After thirty-three minutes of introductions, including some extremely hokey book mini-trailers complete with bird-and-baby sound effects, the panelists finally settled into some “debate” over the relative merits of their books. Jian called out Essex County early on as the “elephant in the room” – the little format that shouldn’t be. To which I scoff – if there was an elephant in the room, surely it was the CBC’s repeated insistence that this competition was about finding the “most essential” book of the last decade whilst gesturing at a stack of books nobody has ever heard of. The meaning of “essential” wasn’t even scrutinized.

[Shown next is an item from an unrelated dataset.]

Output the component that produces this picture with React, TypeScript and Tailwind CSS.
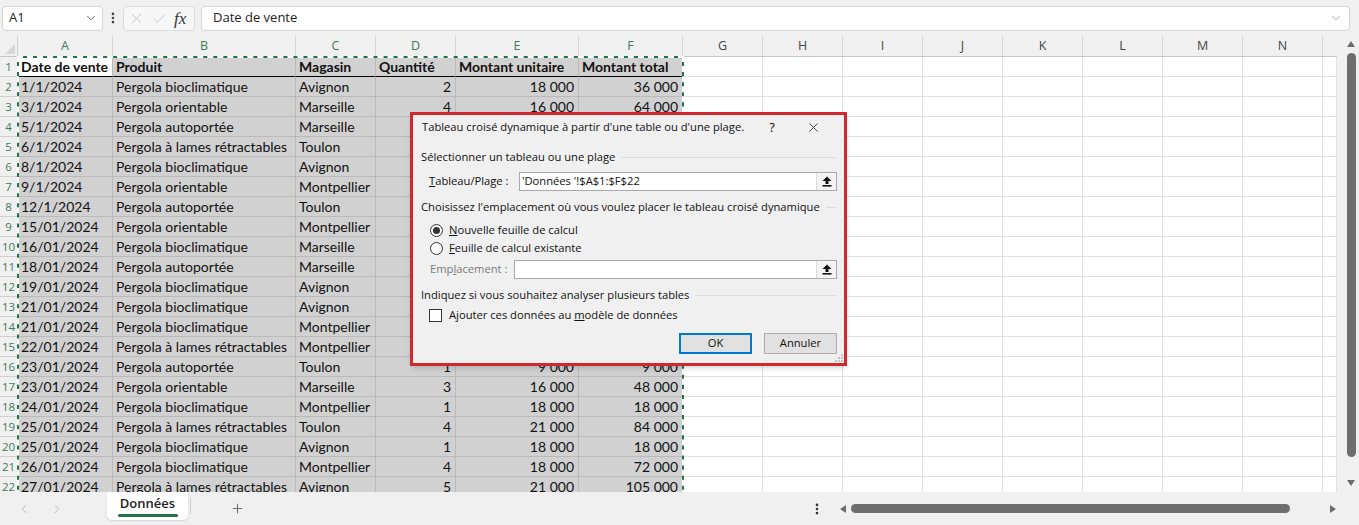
import { ChevronDown, ChevronLeft, ChevronRight, Check, X, Plus, EllipsisVertical } from "lucide-react";

const letters = ["A", "B", "C", "D", "E", "F", "G", "H", "I", "J", "K", "L", "M", "N"];
const colW = [
  "w-[95px]", "w-[183px]", "w-[80px]", "w-[80px]", "w-[123px]", "w-[104px]",
  "w-[80px]", "w-[80px]", "w-[80px]", "w-[80px]", "w-[80px]", "w-[80px]", "w-[80px]", "w-[80px]",
];

const data: string[][] = [
  ["Date de vente", "Produit", "Magasin", "Quantité", "Montant unitaire", "Montant total"],
  ["1/1/2024", "Pergola bioclimatique", "Avignon", "2", "18 000", "36 000"],
  ["3/1/2024", "Pergola orientable", "Marseille", "4", "16 000", "64 000"],
  ["5/1/2024", "Pergola autoportée", "Marseille", "3", "9 000", "27 000"],
  ["6/1/2024", "Pergola à lames rétractables", "Toulon", "1", "21 000", "21 000"],
  ["8/1/2024", "Pergola bioclimatique", "Avignon", "2", "18 000", "36 000"],
  ["9/1/2024", "Pergola orientable", "Montpellier", "5", "16 000", "80 000"],
  ["12/1/2024", "Pergola autoportée", "Toulon", "2", "9 000", "18 000"],
  ["15/01/2024", "Pergola orientable", "Montpellier", "3", "16 000", "48 000"],
  ["16/01/2024", "Pergola bioclimatique", "Marseille", "1", "18 000", "18 000"],
  ["18/01/2024", "Pergola autoportée", "Marseille", "4", "9 000", "36 000"],
  ["19/01/2024", "Pergola bioclimatique", "Avignon", "2", "18 000", "36 000"],
  ["21/01/2024", "Pergola bioclimatique", "Avignon", "3", "18 000", "54 000"],
  ["21/01/2024", "Pergola bioclimatique", "Montpellier", "2", "18 000", "36 000"],
  ["22/01/2024", "Pergola à lames rétractables", "Montpellier", "1", "21 000", "21 000"],
  ["23/01/2024", "Pergola autoportée", "Toulon", "1", "9 000", "9 000"],
  ["23/01/2024", "Pergola orientable", "Marseille", "3", "16 000", "48 000"],
  ["24/01/2024", "Pergola bioclimatique", "Montpellier", "1", "18 000", "18 000"],
  ["25/01/2024", "Pergola à lames rétractables", "Toulon", "4", "21 000", "84 000"],
  ["25/01/2024", "Pergola bioclimatique", "Avignon", "1", "18 000", "18 000"],
  ["26/01/2024", "Pergola bioclimatique", "Montpellier", "4", "18 000", "72 000"],
  ["27/01/2024", "Pergola à lames rétractables", "Avignon", "5", "21 000", "105 000"],
];

const UpBtn = () => (
  <div className="w-[20px] h-full border-l border-[#dadada] bg-[#f4f4f4] flex items-center justify-center">
    <svg width="10" height="11" viewBox="0 0 10 11">
      <path d="M5 0.5 L9.5 5 H6.5 V8 H3.5 V5 H0.5 Z" fill="#111" />
      <rect x="0.5" y="9" width="9" height="1.6" fill="#111" />
    </svg>
  </div>
);

const Section = ({ label }: { label: string }) => (
  <div className="flex items-center h-[16px] pl-[8px]">
    <span className="whitespace-nowrap">{label}</span>
    <div className="flex-1 h-px bg-[#dcdcdc] ml-[6px] mr-[8px]" />
  </div>
);

const Dialog = () => (
  <div className="absolute left-[410px] top-[112px] w-[437px] h-[254px] border-[3px] border-[#d3262f] bg-[#f0f0f0] shadow-md font-['Open_Sans',sans-serif] text-[11.2px] text-[#111] flex flex-col">
    <div className="h-[27px] flex items-center pl-[9px]">
      <span className="whitespace-nowrap">Tableau croisé dynamique à partir d'une table ou d'une plage.</span>
      <span className="ml-[25px] text-[13px]">?</span>
      <X className="ml-[31px] w-[15px] h-[15px]" strokeWidth={1.2} />
    </div>
    <div className="mt-[9px]">
      <Section label="Sélectionner un tableau ou une plage" />
    </div>
    <div className="mt-[6px] h-[20px] flex items-center pl-[16px] pr-[7px]">
      <span className="w-[90px] whitespace-nowrap">
        <span className="underline">T</span>ableau/Plage :
      </span>
      <div className="flex-1 h-full bg-white border border-[#a8a8a8] flex items-center">
        <span className="flex-1 pl-[2px]">'Données '!$A$1:$F$22</span>
        <UpBtn />
      </div>
    </div>
    <div className="mt-[9px]">
      <Section label="Choisissez l'emplacement où vous voulez placer le tableau croisé dynamique" />
    </div>
    <div className="mt-[6px] h-[18px] flex items-center pl-[17px]">
      <div className="w-[13px] h-[13px] rounded-full border border-[#333] bg-white flex items-center justify-center">
        <div className="w-[7px] h-[7px] rounded-full bg-[#333]" />
      </div>
      <span className="ml-[6px]">
        <span className="underline">N</span>ouvelle feuille de calcul
      </span>
    </div>
    <div className="mt-[1px] h-[18px] flex items-center pl-[17px]">
      <div className="w-[13px] h-[13px] rounded-full border border-[#333] bg-white" />
      <span className="ml-[6px]">
        <span className="underline">F</span>euille de calcul existante
      </span>
    </div>
    <div className="mt-[3px] h-[20px] flex items-center pl-[17px] pr-[7px]">
      <span className="w-[84px] whitespace-nowrap text-[#7a7a7a]">
        Emp<span className="underline">l</span>acement :
      </span>
      <div className="flex-1 h-full bg-white border border-[#a8a8a8] flex items-center">
        <span className="flex-1" />
        <UpBtn />
      </div>
    </div>
    <div className="mt-[8px]">
      <Section label="Indiquez si vous souhaitez analyser plusieurs tables" />
    </div>
    <div className="mt-[4px] h-[18px] flex items-center pl-[16px]">
      <div className="w-[13px] h-[13px] border border-[#333] bg-white" />
      <span className="ml-[7px]">
        Ajouter ces données au <span className="underline">m</span>odèle de données
      </span>
    </div>
    <div className="mt-[9px] h-[21px] flex justify-end pr-[7px] gap-[12px]">
      <div className="w-[73px] h-full border-2 border-[#0078d7] bg-[#e1e1e1] flex items-center justify-center">OK</div>
      <div className="w-[73px] h-full border border-[#adadad] bg-[#e1e1e1] flex items-center justify-center">Annuler</div>
    </div>
    <div className="flex-1 flex justify-end items-end pr-[1px] pb-[1px]">
      <svg width="8" height="8" viewBox="0 0 8 8">
        <rect x="6" y="0" width="2" height="2" fill="#c4c4c4" />
        <rect x="3" y="3" width="2" height="2" fill="#c4c4c4" />
        <rect x="6" y="3" width="2" height="2" fill="#c4c4c4" />
        <rect x="0" y="6" width="2" height="2" fill="#c4c4c4" />
        <rect x="3" y="6" width="2" height="2" fill="#c4c4c4" />
        <rect x="6" y="6" width="2" height="2" fill="#c4c4c4" />
      </svg>
    </div>
  </div>
);

const TopBar = () => (
  <div className="h-[36px] bg-[#f0f0f0] flex items-center font-['Open_Sans',sans-serif]">
    <div className="ml-[2px] w-[101px] h-[25px] bg-white border border-[#d4d4d4] rounded-[4px] flex items-center justify-between pl-[6px] pr-[4px] text-[13px] text-[#222]">
      <span>A1</span>
      <ChevronDown className="w-[14px] h-[14px] text-[#555]" strokeWidth={1.5} />
    </div>
    <div className="w-[20px] flex justify-center">
      <EllipsisVertical className="w-[14px] h-[14px] text-[#444]" strokeWidth={2.5} />
    </div>
    <div className="w-[72px] h-[25px] border border-[#dcdcdc] rounded-[4px] bg-[#f7f7f7] flex items-center gap-[6px] pl-[4px]">
      <X className="w-[17px] h-[17px] text-[#b8b8b8]" strokeWidth={1} />
      <Check className="w-[17px] h-[17px] text-[#b8b8b8]" strokeWidth={1} />
      <span className="font-['Liberation_Serif',serif] italic text-[17px] text-[#333] leading-none">fx</span>
    </div>
    <div className="ml-[6px] mr-[9px] flex-1 h-[25px] bg-white border border-[#d4d4d4] rounded-[4px] flex items-center justify-between pl-[11px] pr-[6px] text-[13px] text-[#222]">
      <span>Date de vente</span>
      <ChevronDown className="w-[14px] h-[14px] text-[#888]" strokeWidth={1.2} />
    </div>
  </div>
);

const Grid = () => (
  <div className="relative flex-1 h-full overflow-hidden bg-white font-['Lato',sans-serif] text-[14px] text-[#111]">
    <div className="flex h-[21px] bg-[#f0f0f0] border-b border-[#c6c6c6] font-['Open_Sans',sans-serif] text-[12.5px]">
      <div className="w-[18px] border-r border-[#d0d0d0] flex items-end justify-end p-[2px]">
        <svg width="10" height="10" viewBox="0 0 10 10">
          <polygon points="10,0 10,10 0,10" fill="#d6d6d6" />
        </svg>
      </div>
      {letters.map((l, i) => (
        <div
          key={l}
          className={`${colW[i]} border-r border-[#d6d6d6] flex items-center justify-center ${i < 6 ? "text-[#3f7b5a]" : "text-[#444]"}`}
        >
          {l}
        </div>
      ))}
      <div className="flex-1" />
    </div>
    {data.map((row, r) => (
      <div key={r} className="flex h-[20px]">
        <div className="w-[18px] shrink-0 bg-[#f0f0f0] border-r border-b border-[#d0d0d0] flex items-center justify-center font-['Open_Sans',sans-serif] text-[11.5px] text-[#3f7b5a] overflow-hidden">
          {r + 1}
        </div>
        {letters.map((l, c) => {
          const sel = c < 6;
          const active = r === 0 && c === 0;
          const num = c >= 3 && r > 0;
          const bg = active ? "bg-white" : sel ? "bg-[#d1d1d1]" : "bg-white";
          const bb = r === 0 && sel ? "border-b border-b-black" : sel ? "border-b border-b-[#bababa]" : "border-b border-b-[#e1e1e1]";
          const br = sel ? "border-r border-r-[#bababa]" : "border-r border-r-[#e1e1e1]";
          return (
            <div
              key={l}
              className={`${colW[c]} shrink-0 ${bg} ${bb} ${br} flex items-center overflow-hidden whitespace-nowrap ${num ? "justify-end pr-[4px]" : "pl-[3px]"} ${r === 0 ? "font-bold" : ""}`}
            >
              {sel ? row[c] : ""}
            </div>
          );
        })}
        <div className="flex-1 border-b border-[#e1e1e1] border-r" />
      </div>
    ))}
    {/* marching ants around A1:F22 */}
    <div className="absolute left-[17px] top-[20px] w-[667px] h-[460px] border-2 border-[#217346] pointer-events-none" />
    <div className="absolute left-[17px] top-[20px] w-[667px] h-[460px] border-2 border-dashed border-white pointer-events-none" />
  </div>
);

const Triangle = ({ dir }: { dir: "up" | "down" | "left" | "right" }) => {
  const pts = { up: "4,0 8,6 0,6", down: "0,0 8,0 4,6", left: "6,0 6,8 0,4", right: "0,0 6,4 0,8" }[dir];
  const horiz = dir === "left" || dir === "right";
  return (
    <svg width={horiz ? 6 : 8} height={horiz ? 8 : 6} viewBox={horiz ? "0 0 6 8" : "0 0 8 6"}>
      <polygon points={pts} fill="#6b6b6b" />
    </svg>
  );
};

const BottomBar = () => (
  <div className="h-[33px] bg-[#f0f0f0] flex items-start font-['Open_Sans',sans-serif]">
    <div className="pl-[17px] h-full flex items-center">
      <ChevronLeft className="w-[14px] h-[14px] text-[#a9a9a9]" strokeWidth={1.3} />
      <ChevronRight className="ml-[19px] w-[14px] h-[14px] text-[#a9a9a9]" strokeWidth={1.3} />
    </div>
    <div className="ml-[43px] w-[81px] h-[28px] bg-white rounded-b-[5px] shadow-[0_1px_2px_rgba(0,0,0,0.12)] flex flex-col items-center pt-[3px]">
      <span className="text-[13px] font-semibold text-[#222] leading-[16px]">Données</span>
      <div className="mt-[3px] w-[60px] h-[3px] rounded-full bg-[#217346]" />
    </div>
    <div className="ml-[2px] mt-[6px] w-px h-[17px] bg-[#cfcfcf]" />
    <div className="ml-[39px] h-full flex items-center">
      <Plus className="w-[15px] h-[15px] text-[#444]" strokeWidth={1.2} />
    </div>
    <div className="ml-[565px] h-full flex items-center">
      <EllipsisVertical className="w-[14px] h-[14px] text-[#333]" strokeWidth={2.5} />
    </div>
    <div className="ml-[16px] h-full flex items-center">
      <Triangle dir="left" />
      <div className="ml-[5px] w-[439px] h-[9px] rounded-full bg-[#6e6e6e]" />
      <div className="w-[40px]" />
      <Triangle dir="right" />
    </div>
  </div>
);

const App = () => {
  return (
    <div className="relative w-[1359px] h-[525px] overflow-hidden bg-[#f0f0f0]">
      <TopBar />
      <div className="flex h-[456px]">
        <Grid />
        <div className="w-[22px] bg-[#f0f0f0] flex flex-col items-center pt-[5px] pl-[6px]">
          <Triangle dir="up" />
          <div className="mt-[6px] w-[9px] h-[404px] rounded-full bg-[#6e6e6e]" />
          <div className="mt-[23px]">
            <Triangle dir="down" />
          </div>
        </div>
      </div>
      <BottomBar />
      <Dialog />
    </div>
  );
};

export default App;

Out came the knives and Essex County was chopped to ribbons for its one and only fault – being a graphic novel. Panelist Sara Quin made a valiant effort to defend the medium, asking if viewing art at MOMA was a shallow experience, but I fear she took the wrong tack. The other panelists didn’t feel Essex County was unmoving or un-artistic, they just felt it “wasn’t a novel”, whatever that means. Lorne Cardinal even chided it for being more like a collection of short stories. Format, apparently, is of great concern here. This is a Canada Reads panel playing tightly by the rulebook.

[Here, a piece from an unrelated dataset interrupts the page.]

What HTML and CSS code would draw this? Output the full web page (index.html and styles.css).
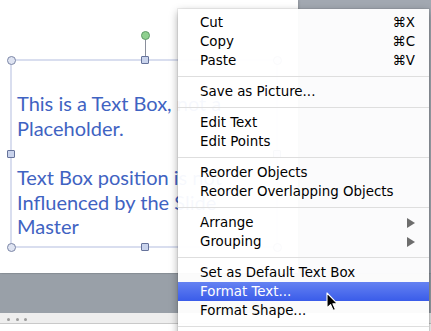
FILE: index.html
```html
<!DOCTYPE html>
<html>
<head>
<meta charset="utf-8">
<link rel="stylesheet" href="styles.css">
</head>
<body>
<div class="screen">
  <div class="workspace">
    <div class="slide">
      <div class="textbox">
        <span class="rot-line"></span>
        <span class="handle rot"></span>
        <span class="handle circle tl"></span>
        <span class="handle square tm"></span>
        <span class="handle circle tr"></span>
        <span class="handle square ml"></span>
        <span class="handle square mr"></span>
        <span class="handle circle bl"></span>
        <span class="handle square bm"></span>
        <span class="handle circle br"></span>
        <div class="tb-text">
          <p>This is a Text Box, not a<br>Placeholder.</p>
          <p class="p2">Text Box position is not<br>Influenced by the Slide<br>Master</p>
        </div>
      </div>
    </div>
    <div class="pasteboard"></div>
  </div>
  <div class="gutter"></div>
  <div class="statusbar"><span class="dot"></span><span class="dot"></span><span class="dot"></span></div>
  <div class="below"></div>

  <div class="menu">
    <div class="item"><span>Cut</span><span class="key">⌘X</span></div>
    <div class="item"><span>Copy</span><span class="key">⌘C</span></div>
    <div class="item"><span>Paste</span><span class="key">⌘V</span></div>
    <div class="sep"></div>
    <div class="item"><span>Save as Picture...</span></div>
    <div class="sep"></div>
    <div class="item"><span>Edit Text</span></div>
    <div class="item"><span>Edit Points</span></div>
    <div class="sep"></div>
    <div class="item"><span>Reorder Objects</span></div>
    <div class="item"><span>Reorder Overlapping Objects</span></div>
    <div class="sep"></div>
    <div class="item"><span>Arrange</span><span class="arrow"></span></div>
    <div class="item"><span>Grouping</span><span class="arrow"></span></div>
    <div class="sep"></div>
    <div class="item"><span>Set as Default Text Box</span></div>
    <div class="item active"><span>Format Text...</span></div>
    <div class="item"><span>Format Shape...</span></div>
    <div class="sep"></div>
    <div class="menu-tail"></div>
  </div>

  <svg class="cursor" width="13" height="20" viewBox="0 0 13 20">
    <path d="M1 1 L1 16 L4.6 12.6 L7.2 18.4 L9.4 17.4 L6.9 11.8 L11.6 11.8 Z" fill="#000" stroke="#fff" stroke-width="1.1" stroke-linejoin="round"/>
  </svg>
</div>
</body>
</html>
```
FILE: styles.css
```css
html, body {
  margin: 0;
  padding: 0;
}
body {
  width: 431px;
  height: 331px;
  overflow: hidden;
  background: #ffffff;
}
.screen {
  position: relative;
  width: 431px;
  height: 331px;
  display: flex;
  flex-direction: column;
  overflow: hidden;
}
.workspace {
  display: flex;
  height: 273px;
  flex: none;
}
.slide {
  position: relative;
  width: 298px;
  height: 273px;
  background: #ffffff;
  flex: none;
  box-shadow: 1px 0 2px rgba(0,0,0,0.15);
}
.pasteboard {
  flex: 1;
  background: #a2a8b1;
}
.gutter {
  height: 40px;
  flex: none;
  background: #99a0a8;
  border-top: 1px solid #8e959d;
  box-sizing: border-box;
}
.statusbar {
  height: 8px;
  flex: none;
  background: #eeeeee;
  border-bottom: 1px solid #c9c9c9;
  display: flex;
  align-items: center;
  gap: 5px;
  padding-left: 7px;
  padding-top: 2px;
  box-sizing: content-box;
}
.dot {
  width: 3px;
  height: 3px;
  border-radius: 50%;
  background: #9c9c9c;
  margin-right: 0.5px;
}
.below {
  flex: 1;
  background: #ffffff;
}

/* text box on slide canvas */
.textbox {
  position: absolute;
  left: 10px;
  top: 59px;
  width: 264px;
  height: 185px;
  border: 2px solid #d9deef;
}
.handle {
  position: absolute;
  box-sizing: border-box;
}
.circle {
  width: 9px;
  height: 9px;
  border-radius: 50%;
  background: #dfe4f2;
  border: 1px solid #7b86a6;
}
.square {
  width: 8px;
  height: 8px;
  border-radius: 1px;
  background: #c9d3ec;
  border: 1px solid #66739b;
}
.tl { left: -5.5px; top: -5.5px; }
.tr { right: -5.5px; top: -5.5px; }
.bl { left: -5.5px; bottom: -5.5px; }
.br { right: -5.5px; bottom: -5.5px; }
.tm { left: 129px; top: -5px; }
.bm { left: 129px; bottom: -5px; }
.ml { left: -5px; top: 89px; }
.mr { right: -5px; top: 89px; }
.rot {
  left: 128.5px;
  top: -30px;
  width: 9px;
  height: 9px;
  border-radius: 50%;
  background: #8fd08f;
  border: 1px solid #5f9a68;
}
.rot-line {
  position: absolute;
  left: 132.5px;
  top: -22px;
  width: 1px;
  height: 18px;
  background: #8a8f9c;
}
.tb-text {
  padding: 30px 0 0 5px;
  font-family: Lato, "Open Sans", sans-serif;
  font-size: 20px;
  line-height: 24.5px;
  color: #3f63c2;
  white-space: nowrap;
}
.tb-text p {
  margin: 0;
}
.tb-text .p2 {
  margin-top: 25px;
}

/* context menu overlay */
.menu {
  position: absolute;
  left: 178px;
  top: 9px;
  width: 251px;
  padding: 4px 0;
  background: rgba(255, 255, 255, 0.955);
  box-shadow: 0 3px 9px rgba(0, 0, 0, 0.35), 0 0 0 1px rgba(0,0,0,0.06);
  border-radius: 0 0 5px 5px;
  font-family: "DejaVu Sans", "Noto Sans", sans-serif;
  font-size: 13.4px;
  color: #000;
}
.item {
  height: 19px;
  line-height: 19px;
  padding: 0 14px 0 22px;
  display: flex;
  justify-content: space-between;
  align-items: center;
}
.item.active {
  background: linear-gradient(#6582f2, #3a5ce9);
  color: #ffffff;
}
.key {
  font-size: 13.4px;
}
.arrow {
  width: 0;
  height: 0;
  border-left: 8px solid #6d6d6d;
  border-top: 5px solid transparent;
  border-bottom: 5px solid transparent;
}
.sep {
  height: 12px;
  display: flex;
  align-items: center;
}
.sep::after {
  content: "";
  flex: 1;
  height: 1px;
  background: #dedede;
}
.menu-tail {
  height: 20px;
}
.cursor {
  position: absolute;
  left: 326px;
  top: 292px;
}
```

Hopefully they will remain just as anal retentive about semantics when they finally question this term “essential” and Unless gets its due. Surely as the only book with prior literary credentials, awards and reputation it is the only one which can be defined as essential? I don’t see how anyone can, with a straight face, claim that a first novel written in the last three years which nobody read in any way approaches the essence of anything, except obscurity.
Obviously I’m annoyed at Essex County‘s undeserved exit. As is, it seems, much of the Twitterverse. I had no idea Sara Quin was the star she appears to be – Canada Reads seems to have finally attracted those hordes of young, non-“CBC type” readers to its show that it always wanted. Shame the book they came to see got scuttled off with so little regret. I honestly wonder if they’ll stay to follow the rest of the show. I wondered that myself, briefly, but then realized now we have the chance for the panelists to finally get in to the huge and glaring flaws the remaining books sport. I desperately want someone to call into question the one-dimensional insult that Best Laid Plans‘ Lindsay was. Actually I still just have it out for Best Laid Plans in general. Grr, etc.
But I do fear for Unless. Perhaps Sara Quin will take it up now that she’s free (she gave some indication she might lean that way, but that was before Lorne Cardinal’s mean about-face!), but the increased author participation and visibility in this year’s show (as I posted about yesterday) continues apace, and poor absent Carol Shields just isn’t there to toot her horn. Me, I’d better get reading too. I’m supporting Shields largely on her reputation right now (and the fact that I was so underwhelmed by the other three books). I’d better make sure my mouth is where my money is. See you all tomorrow!